Once the grandparents put Toronto in their rearview for Florida each year, it was open season on the basement freezer that kept these treasured treats fresh. To put off pick-up too long leaves your stash in peril of being pilfered (ahem, Uncle Pete).

I was pretty excited to try my first M.C. I’m a chocolate lover. And, hey, mix it with the flavour of coffee and work it into a cake-like cookie/square/bar … I was pre-sold!

Upon first glance of my inaugural Mocha Cake I thought, “Maybe the mocha is inside.”

Upon first bite of my inaugural Mocha Cake I thought, “Cake-like? Yes. Mocha? No. And peanuts … unexpected.”

Additional bites failed to reveal any mocha at all.

And as for the recipe, well, it’s all by heart. Gram, now 87, has been making them for six or so decades after all.

“Well, you need a good pound cake. Sara Lee has a good one but I haven’t seen it up here in years.” (Sara Lee highers up, take note.)

By good, Gram means a dense, firm pound cake (crust removed) cut into 1-inch squares.

If one is inclined, make your own pound cake. Both my partner and his Aunt Karen, Gram’s middle child, have contributed from-scratch ones over the years. And speaking of contribution, before our dearest Gramp (Karl Lewis) passed two years ago, he could be counted on for cookie duty. We’ve also had also had the help of Aunt Sue — oft referred to as our Martha Stewart — Gram’s daughter-in-law (and wife of the infamous Uncle Pete) to thank for our bounty.

“And then you need peanuts, really fine. Unsalted. You can crush them yourself but it’s an awful lot of work. I get them from Down East and I freeze them.”

In fact, Gram exclusively uses peanuts from Barbours, a New Brunswick food purveyor also celebrating its sesquicentennial (150th) this year. The company’s ‘Fine Peanut Pieces,’ in what looks like a soup can, are packed away in luggage for transport back to Toronto on her, or other family members’ visits.

“You mix milk and water and icing sugar,” she says of the syrup used to coat the squares.

“How much of each Gram?” I ask.

“Oh, I don’t know. So it looks right,” she says.
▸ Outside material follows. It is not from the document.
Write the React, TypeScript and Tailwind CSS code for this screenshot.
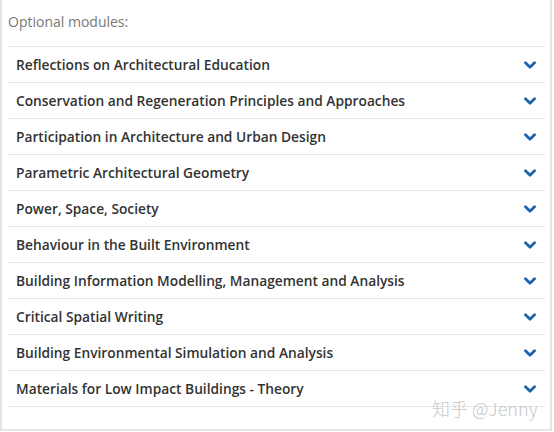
import React from "react";

const modules = [
  "Reflections on Architectural Education",
  "Conservation and Regeneration Principles and Approaches",
  "Participation in Architecture and Urban Design",
  "Parametric Architectural Geometry",
  "Power, Space, Society",
  "Behaviour in the Built Environment",
  "Building Information Modelling, Management and Analysis",
  "Critical Spatial Writing",
  "Building Environmental Simulation and Analysis",
  "Materials for Low Impact Buildings - Theory",
];

function Chevron() {
  return (
    <svg width="12" height="9" viewBox="0 0 12 9" className="mt-[2px] shrink-0">
      <path
        d="M1.5 1.8 L6 6.3 L10.5 1.8"
        fill="none"
        stroke="#1d64a8"
        strokeWidth="2.8"
        strokeLinecap="round"
        strokeLinejoin="round"
      />
    </svg>
  );
}

export default function App() {
  return (
    <div className="relative h-[432px] w-[554px] bg-white font-['Open_Sans',sans-serif]">
      <div className="h-[431px] w-[552px] border-x-2 border-b-2 border-[#e4e4e4] pl-[6px] pr-[5px]">
        <p className="pt-[11px] pb-[13px] text-[14px] leading-[22px] text-[#777]">Optional modules:</p>
        <ul className="border-b border-[#e6e6e6]">
          {modules.map((m) => (
            <li
              key={m}
              className="flex h-[36px] items-center justify-between border-t border-[#e6e6e6] pl-[8px] pr-[9px]"
            >
              <span className="pt-[2px] text-[13.75px] font-semibold text-[#333]">{m}</span>
              <Chevron />
            </li>
          ))}
        </ul>
      </div>
      <span className="absolute left-[432px] top-[395px] font-['Noto_Sans_CJK_SC',sans-serif] text-[18px] font-light text-[#c9c9c9]">
        知乎 @Jenny
      </span>
    </div>
  );
}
In consultation with my mother-in-law Carol, who keeps the family tradition alive in Calgary, the water has to be warm. And she doesn’t use milk but starts with a cup of icing sugar, includes half a teaspoon of vanilla and then adds enough water to make a thin paste. My father-in-law, and Gram’s eldest, Greg pipes in to say that he’d like to try adding Maraschino cherry juice to give them a little something extra. But we are digressing.

One by one, each square is dipped in the sweet paste, letting any excess drip off, and then coated in nuts on all sides and placed on parchment to set. And voila, Mocha Cakes.

After a quick Google, I come across a story from another woman introduced to these beloved New Brunswick Christmas staples, also by way of romance. But she refers to them as Moco Cakes — not that this name is in any way a better descriptor.

These days Gram simply names the tins for their contents: Mocha, Shortbread and Choc Balls. Each household (eight or so depending on who’s in town), allowed one of each. The ‘Mocha’ tins, most prized. And my partner is perhaps the luckiest of the lineage as he has our share all to himself.

No disrespect to Gram’s efforts and generosity but … I don’t like Mocha Cakes.

But paws off my Shortbread and Choc Balls.